Did you know that there used to be a 34 mile long canal between Hereford and Gloucester, and that it is being restored? The Herefordshire and Gloucestershire (H&G) Canal, with 21 locks, was one of the last to be constructed in England. Promoted on a fairly doubtful commercial footing during the canal mania of the 1790s, its "business plan" included serving the coalfields near Newent. The enabling Act of Parliament was passed in 1791, and the first stretch between the River Severn at Over near Gloucester to Ledbury, via Dymock and Newent, was completed in March 1798, but construction of the remainder from Ledbury to Hereford was delayed such that its opening took place almost half a century later in May 1845. The whole project cost close to £245,000, several times the original estimate!

However, by 1845 railways were rapidly expanding and taking over the haulage of goods around the country from canals. Thus the commercial viability of the H&G Canal, always somewhat precarious, was gradually lost, and in June 1881 its operations ended and the Great Western Railway, which had bought the canal company some few years earlier, started construction of a line from Ledbury to Gloucester using much of the same route. Of course that railway line is now closed too.

The canal meandered through some of the prettiest countryside in the two counties. The poet laureate, John Masefield, was much taken with it in its early days when he lived as a child in Ledbury, and he recorded vivid recollections, particularly of the boat people. Perhaps his life-long romance with boats and water began then (he ran away to sea as a boy).

The line of the canal can still be seen in places on ordnance survey maps, and on the ground, and some of the original structures survive, perhaps the most complete being a lock, lock keeper's cottage and the remains of an aqueduct at Oxenhall, near Newent. Some other features and short lengths of canal have been restored, largely by volunteer members of the H&G Canal Trust, including most notably the Wharf House (now a very good restaurant) and canal basin at Over. The planned Edgar Street Grid development in Hereford has as its centrepiece a brand new canal terminal basin.

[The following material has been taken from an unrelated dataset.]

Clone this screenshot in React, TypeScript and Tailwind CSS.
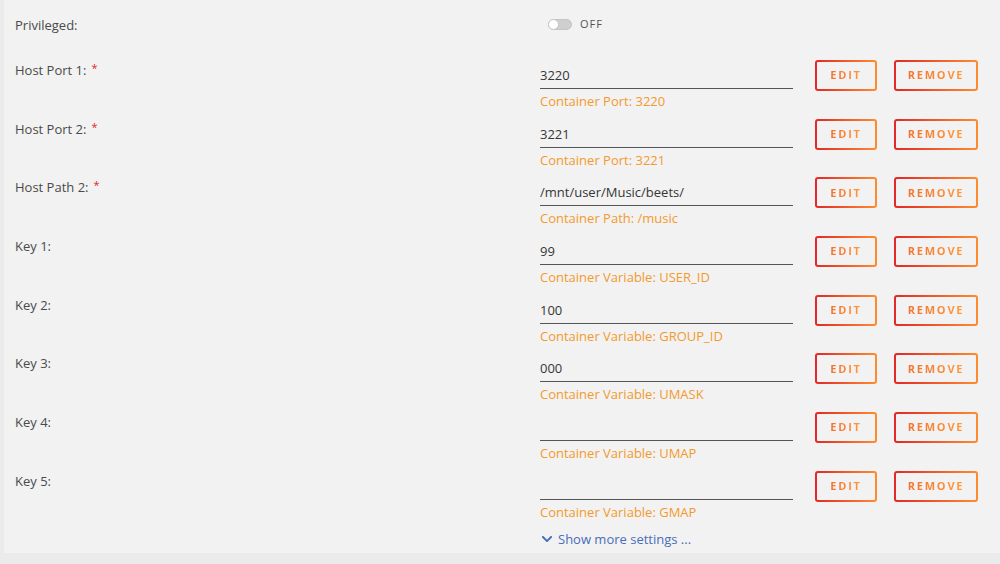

Full restoration will likely take many years, not least because the necessary large funding for major project work will not be available in the short to medium term. But an enthusiastic Canal Trust team of volunteers is pressing on with the work at several locations along the route. Membership of the Trust is increasing and funds are being raised in order to purchase land and to progress work. The necessary land is now protected from any development, and all local authorities (councils) are fully committed in their respective Local Plans to the restoration and to safeguarding the route. The restored canal will provide leisure facilities other than just boating, such as walking routes and cycle tracks on the towpaths. It will also play a significant role in flood protection at some locations. Finally (for now) the Trust intends that the restored canal will be economically self-sufficient and not dependant on local taxpayers for any subsidies. It is aware that income from boating and fishing alone will not be enough, so it employs imaginative new methods to assure that the funds it will need will be forthcoming.